Serge cultive aus­si sa loyau­té, vis-à-vis de l’entreprise comme vis-à-vis du client. Il ne se contente pas de res­pec­ter les contrats signés : il va au-devant des pro­blèmes des clients, tels que ceux de pétro­liers quand ils lui font part de leur inquié­tude à la recru­des­cence des inci­vi­li­tés dans leurs sta­tions ser­vices. Et il écoute beau­coup, plus qu’il ne parle.

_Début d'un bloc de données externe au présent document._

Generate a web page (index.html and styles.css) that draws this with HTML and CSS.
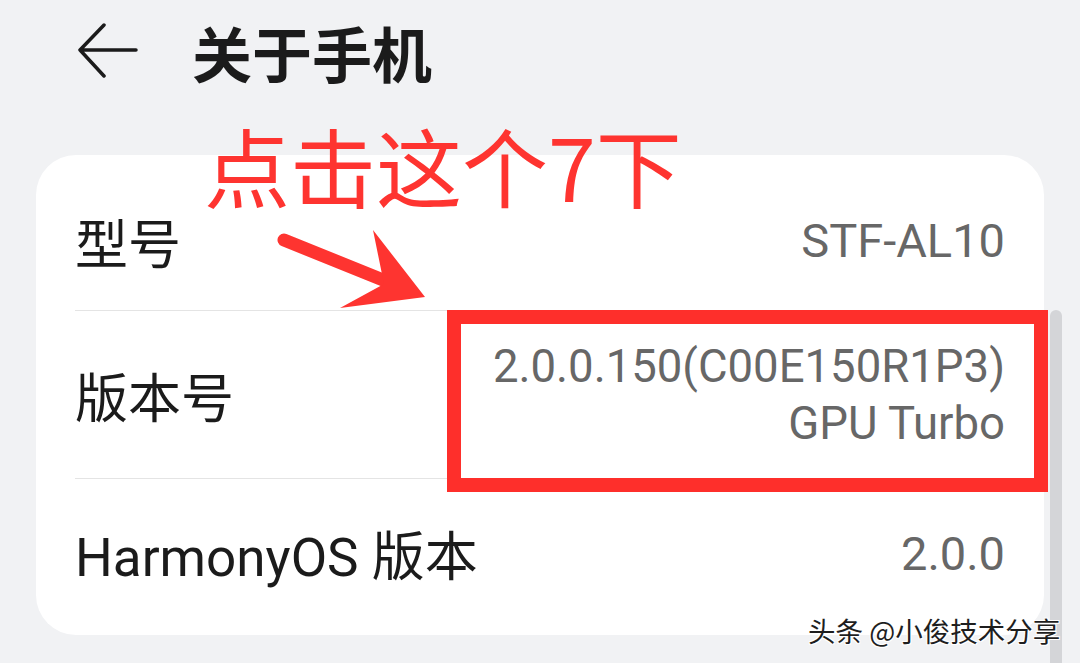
FILE: index.html
```html
<!DOCTYPE html>
<html lang="zh-CN">
<head>
    <meta charset="UTF-8">
    <meta name="viewport" content="width=device-width, initial-scale=1.0">
    <title>关于手机</title>
    <link rel="stylesheet" href="styles.css">
</head>
<body>
    <div class="topbar">
        <svg class="back" width="60" height="60" viewBox="0 0 60 60">
            <path d="M26 3 L2 28 L26 54 M2 28 L58 28" />
        </svg>
        <h1>关于手机</h1>
    </div>

    <div class="card">
        <div class="row row-model">
            <span class="label">型号</span>
            <span class="value">STF-AL10</span>
        </div>
        <div class="row row-build">
            <span class="label">版本号</span>
            <span class="value">2.0.0.150(C00E150R1P3)<br>GPU Turbo</span>
        </div>
        <div class="row row-os">
            <span class="label">HarmonyOS 版本</span>
            <span class="value">2.0.0</span>
        </div>
    </div>

    <!-- annotations drawn over the screenshot -->
    <div class="note">点击这个7下</div>
    <svg class="pointer" width="1080" height="663" viewBox="0 0 1080 663">
        <line x1="284" y1="240" x2="388" y2="282" />
        <polygon points="373,230 425,297 340,308 384,284" />
    </svg>
    <div class="highlight"></div>
    <div class="scrollbar"></div>
    <div class="watermark">头条 @小俊技术分享</div>
</body>
</html>
```

FILE: styles.css
```css
html, body {
    margin: 0;
    height: 100%;
    overflow: hidden;
}
body {
    background-color: #f1f2f4;
    font-family: Roboto, "Noto Sans CJK SC", sans-serif;
    color: #1b1b1b;
    position: relative;
}
.topbar {
    height: 100px;
    display: flex;
    align-items: center;
    padding-left: 78px;
    gap: 54px;
}
.back {
    fill: none;
    stroke: #1b1b1b;
    stroke-width: 3.5;
    stroke-linecap: round;
    stroke-linejoin: round;
    margin-top: 4px;
}
.topbar h1 {
    margin: 4px 0 0 0;
    font-family: "Noto Sans CJK SC", sans-serif;
    font-size: 60px;
    font-weight: 700;
    line-height: 1;
}
.card {
    background: #ffffff;
    border-radius: 40px;
    margin: 55px 36px 0 36px;
    padding: 16px 39px 8px 39px;
}
.row {
    display: flex;
    justify-content: space-between;
    align-items: center;
    border-bottom: 1px solid #e4e4e4;
}
.row-model { height: 139px; }
.row-build { height: 167px; }
.row-os {
    height: 148px;
    border-bottom: none;
}
.label {
    color: #1b1b1b;
    font-size: 53px;
}
.value {
    color: #676767;
    text-align: right;
    font-size: 47px;
}
.row-build .value {
    font-size: 45.5px;
    line-height: 57px;
}
.note {
    position: absolute;
    left: 204px;
    top: 113px;
    font-family: "Noto Sans CJK SC", sans-serif;
    font-size: 86px;
    line-height: 1.2;
    color: #fe3430;
    white-space: nowrap;
}
.pointer {
    position: absolute;
    left: 0;
    top: 0;
}
.pointer line {
    stroke: #fe3430;
    stroke-width: 13;
    stroke-linecap: round;
}
.pointer polygon {
    fill: #fe3430;
}
.highlight {
    position: absolute;
    left: 447px;
    top: 310px;
    width: 573px;
    height: 154px;
    border: 14px solid #fe2f2b;
}
.scrollbar {
    position: absolute;
    left: 1050px;
    top: 310px;
    bottom: 0;
    width: 12px;
    border-radius: 6px 6px 0 0;
    background: #d4d5d8;
}
.watermark {
    position: absolute;
    left: 808px;
    top: 612px;
    font-family: "Noto Sans CJK SC", sans-serif;
    font-size: 27.5px;
    line-height: 36px;
    color: #1e1e1e;
    text-shadow: 1px 1px 0 #fff, -1px -1px 0 #fff, 1px -1px 0 #fff, -1px 1px 0 #fff;
    white-space: nowrap;
}
```
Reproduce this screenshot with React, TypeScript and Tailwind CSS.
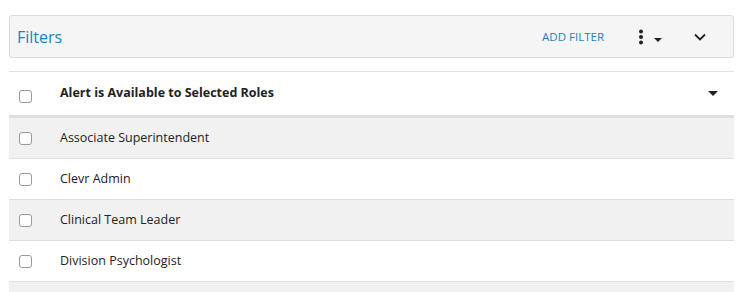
const roles = [
  "Associate Superintendent",
  "Clevr Admin",
  "Clinical Team Leader",
  "Division Psychologist",
  "",
];

function Box() {
  return (
    <span className="block w-[13px] h-[13px] rounded-[3px] border border-[#9a9a9a] bg-white" />
  );
}

export default function App() {
  return (
    <div
      className="w-[743px] h-[292px] bg-white overflow-hidden pt-[15px] pl-[9px] pr-[9px]"
      style={{ fontFamily: '"Open Sans", "Noto Sans", sans-serif' }}
    >
      <div className="h-[43px] flex items-center bg-[#f5f5f5] border border-[#dcdcdc] rounded-[3px] pl-[7px]">
        <span className="text-[16px] text-[#1b7fc3] leading-none">Filters</span>
        <span className="ml-auto text-[11.5px] text-[#1b7fc3] leading-none">ADD FILTER</span>
        <span className="ml-[34px] flex items-center">
          <svg width="6" height="16" viewBox="0 0 6 16">
            <circle cx="3" cy="2.5" r="2" fill="#222" />
            <circle cx="3" cy="8" r="2" fill="#222" />
            <circle cx="3" cy="13.5" r="2" fill="#222" />
          </svg>
          <svg width="8" height="4" viewBox="0 0 8 4" className="ml-[10px] mt-[7px]">
            <path d="M0 0h8L4 4z" fill="#222" />
          </svg>
        </span>
        <svg width="12" height="8" viewBox="0 0 12 8" className="ml-[32px] mr-[27px]">
          <path d="M1 1.5l5 5 5-5" fill="none" stroke="#222" strokeWidth="1.8" />
        </svg>
      </div>

      <div className="mt-[13px] border-t border-[#e2e2e2]">
        <div className="h-[46px] flex items-center border-b-[3px] border-[#dfdfdf] pl-[10px] pr-[16px]">
          <span className="mt-[5px]"><Box /></span>
          <span className="ml-[28px] text-[12.5px] font-bold text-[#222]">
            Alert is Available to Selected Roles
          </span>
          <svg width="10" height="5" viewBox="0 0 10 5" className="ml-auto">
            <path d="M0 0h10L5 5z" fill="#222" />
          </svg>
        </div>
        {roles.map((r, i) => (
          <div
            key={i}
            className={
              "h-[41px] flex items-center border-b border-[#dedede] pl-[10px] " +
              (i % 2 === 0 ? "bg-[#f1f1f1]" : "bg-white")
            }
          >
            {r && (
              <>
                <Box />
                <span className="ml-[28px] text-[12.5px] text-[#222]">{r}</span>
              </>
            )}
          </div>
        ))}
      </div>
    </div>
  );
}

Ces ver­tus sont pour lui assez poly­tech­ni­ciennes. De l’X, il a reçu aus­si une puis­sance de tra­vail salu­taire, une grande agi­li­té à sau­ter d’un sujet à un autre et à orga­ni­ser les syner­gies entre dis­ci­plines dif­fé­rentes, dont son expé­rience à l’IRCGN a mon­tré la per­ti­nence, la pro­pen­sion à par­tir d’un pro­blème ponc­tuel et à en tirer une conclu­sion de por­tée géné­rale, comme on tire une pelote en en attra­pant un fil, une curio­si­té intel­lec­tuelle intacte, et un sens des hommes qui lui a été précieux.

A ceux qui pré­tendent que les fonc­tion­naires sont des empê­cheurs d’entreprendre en rond, la car­rière de Serge prouve que le ser­vice public peut offrir à qui le veut bien de pas­sion­nantes aven­tures de créa­tion d’entreprises.